### EXERCISE TASK
Exact reproduction of the data is required, with images excluded.

### DATASET SECTION
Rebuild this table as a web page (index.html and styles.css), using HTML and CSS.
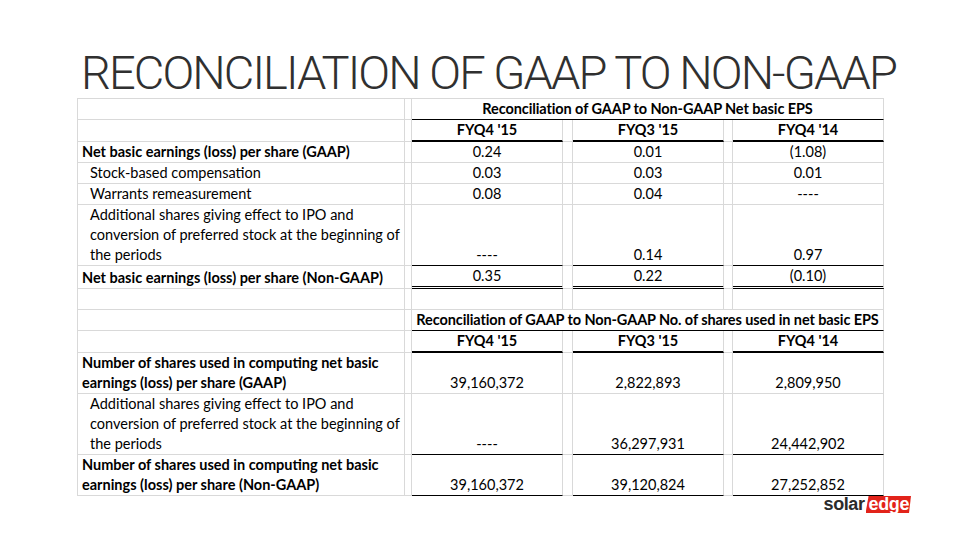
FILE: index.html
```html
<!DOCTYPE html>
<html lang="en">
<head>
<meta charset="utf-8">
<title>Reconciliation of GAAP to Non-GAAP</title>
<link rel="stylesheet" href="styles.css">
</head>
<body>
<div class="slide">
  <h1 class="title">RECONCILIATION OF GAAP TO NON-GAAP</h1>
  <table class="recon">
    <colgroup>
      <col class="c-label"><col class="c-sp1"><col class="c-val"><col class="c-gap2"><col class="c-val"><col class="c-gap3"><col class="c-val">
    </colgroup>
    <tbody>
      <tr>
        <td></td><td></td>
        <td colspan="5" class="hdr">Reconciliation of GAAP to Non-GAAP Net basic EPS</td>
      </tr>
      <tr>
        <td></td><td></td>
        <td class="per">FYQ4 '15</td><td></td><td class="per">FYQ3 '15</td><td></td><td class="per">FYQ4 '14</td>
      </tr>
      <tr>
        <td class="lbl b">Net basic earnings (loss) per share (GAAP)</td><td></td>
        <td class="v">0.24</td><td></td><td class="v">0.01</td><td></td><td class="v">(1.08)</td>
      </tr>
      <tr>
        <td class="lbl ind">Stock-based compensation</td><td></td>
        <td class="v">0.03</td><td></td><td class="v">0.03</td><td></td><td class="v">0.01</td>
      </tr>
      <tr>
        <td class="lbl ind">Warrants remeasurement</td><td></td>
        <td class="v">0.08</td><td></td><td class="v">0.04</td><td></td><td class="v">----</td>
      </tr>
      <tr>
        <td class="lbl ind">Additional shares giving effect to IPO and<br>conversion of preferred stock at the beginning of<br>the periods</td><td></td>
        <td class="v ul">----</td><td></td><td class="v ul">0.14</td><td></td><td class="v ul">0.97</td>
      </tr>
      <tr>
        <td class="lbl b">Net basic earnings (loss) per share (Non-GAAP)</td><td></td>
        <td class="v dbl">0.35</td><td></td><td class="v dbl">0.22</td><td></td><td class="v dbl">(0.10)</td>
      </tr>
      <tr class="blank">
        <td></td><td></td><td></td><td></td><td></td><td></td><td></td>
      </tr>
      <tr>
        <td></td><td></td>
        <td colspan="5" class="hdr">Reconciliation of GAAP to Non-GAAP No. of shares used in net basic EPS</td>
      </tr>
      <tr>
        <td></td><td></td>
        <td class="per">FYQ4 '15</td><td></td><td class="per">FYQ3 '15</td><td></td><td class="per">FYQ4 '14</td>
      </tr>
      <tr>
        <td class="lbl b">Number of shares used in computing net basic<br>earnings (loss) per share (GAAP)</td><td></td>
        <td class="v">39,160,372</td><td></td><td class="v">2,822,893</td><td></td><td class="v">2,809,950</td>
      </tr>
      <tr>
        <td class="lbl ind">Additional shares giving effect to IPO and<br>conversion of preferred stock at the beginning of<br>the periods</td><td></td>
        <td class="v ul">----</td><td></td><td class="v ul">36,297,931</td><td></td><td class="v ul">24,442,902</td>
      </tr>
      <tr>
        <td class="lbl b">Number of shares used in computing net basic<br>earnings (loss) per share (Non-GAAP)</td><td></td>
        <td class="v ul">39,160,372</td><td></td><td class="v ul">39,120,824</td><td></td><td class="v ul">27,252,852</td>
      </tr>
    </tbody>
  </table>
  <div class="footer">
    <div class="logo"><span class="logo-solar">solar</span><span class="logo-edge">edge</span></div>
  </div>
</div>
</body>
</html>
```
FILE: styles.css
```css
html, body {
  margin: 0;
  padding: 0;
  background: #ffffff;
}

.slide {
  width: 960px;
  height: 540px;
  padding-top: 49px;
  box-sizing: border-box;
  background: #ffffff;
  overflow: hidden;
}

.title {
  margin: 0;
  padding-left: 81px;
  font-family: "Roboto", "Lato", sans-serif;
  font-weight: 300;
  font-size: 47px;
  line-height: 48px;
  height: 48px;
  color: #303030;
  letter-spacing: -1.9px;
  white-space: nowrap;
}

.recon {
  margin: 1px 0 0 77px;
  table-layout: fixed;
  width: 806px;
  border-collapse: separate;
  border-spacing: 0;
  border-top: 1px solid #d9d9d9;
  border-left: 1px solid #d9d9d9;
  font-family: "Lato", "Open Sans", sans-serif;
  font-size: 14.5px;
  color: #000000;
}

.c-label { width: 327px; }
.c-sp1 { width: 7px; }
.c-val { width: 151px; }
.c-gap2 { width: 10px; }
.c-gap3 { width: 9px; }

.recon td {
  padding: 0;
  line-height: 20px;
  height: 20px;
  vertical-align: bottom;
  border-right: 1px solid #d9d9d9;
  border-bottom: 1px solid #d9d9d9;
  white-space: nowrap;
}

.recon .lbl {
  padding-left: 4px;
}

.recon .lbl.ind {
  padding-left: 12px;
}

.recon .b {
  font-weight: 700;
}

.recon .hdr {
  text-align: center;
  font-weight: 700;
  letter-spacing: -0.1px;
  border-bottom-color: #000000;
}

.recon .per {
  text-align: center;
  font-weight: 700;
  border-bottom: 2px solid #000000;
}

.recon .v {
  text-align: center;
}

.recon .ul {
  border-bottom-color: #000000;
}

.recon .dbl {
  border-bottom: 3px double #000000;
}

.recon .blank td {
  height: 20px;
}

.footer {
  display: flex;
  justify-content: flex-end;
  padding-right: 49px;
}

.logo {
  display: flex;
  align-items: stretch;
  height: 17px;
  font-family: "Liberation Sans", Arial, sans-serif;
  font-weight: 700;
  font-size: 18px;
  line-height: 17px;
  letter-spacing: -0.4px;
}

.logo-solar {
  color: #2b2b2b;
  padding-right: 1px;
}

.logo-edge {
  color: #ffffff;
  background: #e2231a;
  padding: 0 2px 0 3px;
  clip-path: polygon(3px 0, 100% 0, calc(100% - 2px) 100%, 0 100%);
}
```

### SOLUTION BELOW
Rebuild this table as a web page (index.html and styles.css), using HTML and CSS.
FILE: index.html
```html
<!DOCTYPE html>
<html lang="en">
<head>
<meta charset="utf-8">
<title>Reconciliation of GAAP to Non-GAAP</title>
<link rel="stylesheet" href="styles.css">
</head>
<body>
<div class="slide">
  <h1 class="title">RECONCILIATION OF GAAP TO NON-GAAP</h1>
  <table class="recon">
    <colgroup>
      <col class="c-label"><col class="c-sp1"><col class="c-val"><col class="c-gap2"><col class="c-val"><col class="c-gap3"><col class="c-val">
    </colgroup>
    <tbody>
      <tr>
        <td></td><td></td>
        <td colspan="5" class="hdr">Reconciliation of GAAP to Non-GAAP Net basic EPS</td>
      </tr>
      <tr>
        <td></td><td></td>
        <td class="per">FYQ4 '15</td><td></td><td class="per">FYQ3 '15</td><td></td><td class="per">FYQ4 '14</td>
      </tr>
      <tr>
        <td class="lbl b">Net basic earnings (loss) per share (GAAP)</td><td></td>
        <td class="v">0.24</td><td></td><td class="v">0.01</td><td></td><td class="v">(1.08)</td>
      </tr>
      <tr>
        <td class="lbl ind">Stock-based compensation</td><td></td>
        <td class="v">0.03</td><td></td><td class="v">0.03</td><td></td><td class="v">0.01</td>
      </tr>
      <tr>
        <td class="lbl ind">Warrants remeasurement</td><td></td>
        <td class="v">0.08</td><td></td><td class="v">0.04</td><td></td><td class="v">----</td>
      </tr>
      <tr>
        <td class="lbl ind">Additional shares giving effect to IPO and<br>conversion of preferred stock at the beginning of<br>the periods</td><td></td>
        <td class="v ul">----</td><td></td><td class="v ul">0.14</td><td></td><td class="v ul">0.97</td>
      </tr>
      <tr>
        <td class="lbl b">Net basic earnings (loss) per share (Non-GAAP)</td><td></td>
        <td class="v dbl">0.35</td><td></td><td class="v dbl">0.22</td><td></td><td class="v dbl">(0.10)</td>
      </tr>
      <tr class="blank">
        <td></td><td></td><td></td><td></td><td></td><td></td><td></td>
      </tr>
      <tr>
        <td></td><td></td>
        <td colspan="5" class="hdr">Reconciliation of GAAP to Non-GAAP No. of shares used in net basic EPS</td>
      </tr>
      <tr>
        <td></td><td></td>
        <td class="per">FYQ4 '15</td><td></td><td class="per">FYQ3 '15</td><td></td><td class="per">FYQ4 '14</td>
      </tr>
      <tr>
        <td class="lbl b">Number of shares used in computing net basic<br>earnings (loss) per share (GAAP)</td><td></td>
        <td class="v">39,160,372</td><td></td><td class="v">2,822,893</td><td></td><td class="v">2,809,950</td>
      </tr>
      <tr>
        <td class="lbl ind">Additional shares giving effect to IPO and<br>conversion of preferred stock at the beginning of<br>the periods</td><td></td>
        <td class="v ul">----</td><td></td><td class="v ul">36,297,931</td><td></td><td class="v ul">24,442,902</td>
      </tr>
      <tr>
        <td class="lbl b">Number of shares used in computing net basic<br>earnings (loss) per share (Non-GAAP)</td><td></td>
        <td class="v ul">39,160,372</td><td></td><td class="v ul">39,120,824</td><td></td><td class="v ul">27,252,852</td>
      </tr>
    </tbody>
  </table>
  <div class="footer">
    <div class="logo"><span class="logo-solar">solar</span><span class="logo-edge">edge</span></div>
  </div>
</div>
</body>
</html>
```
FILE: styles.css
```css
html, body {
  margin: 0;
  padding: 0;
  background: #ffffff;
}

.slide {
  width: 960px;
  height: 540px;
  padding-top: 49px;
  box-sizing: border-box;
  background: #ffffff;
  overflow: hidden;
}

.title {
  margin: 0;
  padding-left: 81px;
  font-family: "Roboto", "Lato", sans-serif;
  font-weight: 300;
  font-size: 47px;
  line-height: 48px;
  height: 48px;
  color: #303030;
  letter-spacing: -1.9px;
  white-space: nowrap;
}

.recon {
  margin: 1px 0 0 77px;
  table-layout: fixed;
  width: 806px;
  border-collapse: separate;
  border-spacing: 0;
  border-top: 1px solid #d9d9d9;
  border-left: 1px solid #d9d9d9;
  font-family: "Lato", "Open Sans", sans-serif;
  font-size: 14.5px;
  color: #000000;
}

.c-label { width: 327px; }
.c-sp1 { width: 7px; }
.c-val { width: 151px; }
.c-gap2 { width: 10px; }
.c-gap3 { width: 9px; }

.recon td {
  padding: 0;
  line-height: 20px;
  height: 20px;
  vertical-align: bottom;
  border-right: 1px solid #d9d9d9;
  border-bottom: 1px solid #d9d9d9;
  white-space: nowrap;
}

.recon .lbl {
  padding-left: 4px;
}

.recon .lbl.ind {
  padding-left: 12px;
}

.recon .b {
  font-weight: 700;
}

.recon .hdr {
  text-align: center;
  font-weight: 700;
  letter-spacing: -0.1px;
  border-bottom-color: #000000;
}

.recon .per {
  text-align: center;
  font-weight: 700;
  border-bottom: 2px solid #000000;
}

.recon .v {
  text-align: center;
}

.recon .ul {
  border-bottom-color: #000000;
}

.recon .dbl {
  border-bottom: 3px double #000000;
}

.recon .blank td {
  height: 20px;
}

.footer {
  display: flex;
  justify-content: flex-end;
  padding-right: 49px;
}

.logo {
  display: flex;
  align-items: stretch;
  height: 17px;
  font-family: "Liberation Sans", Arial, sans-serif;
  font-weight: 700;
  font-size: 18px;
  line-height: 17px;
  letter-spacing: -0.4px;
}

.logo-solar {
  color: #2b2b2b;
  padding-right: 1px;
}

.logo-edge {
  color: #ffffff;
  background: #e2231a;
  padding: 0 2px 0 3px;
  clip-path: polygon(3px 0, 100% 0, calc(100% - 2px) 100%, 0 100%);
}
```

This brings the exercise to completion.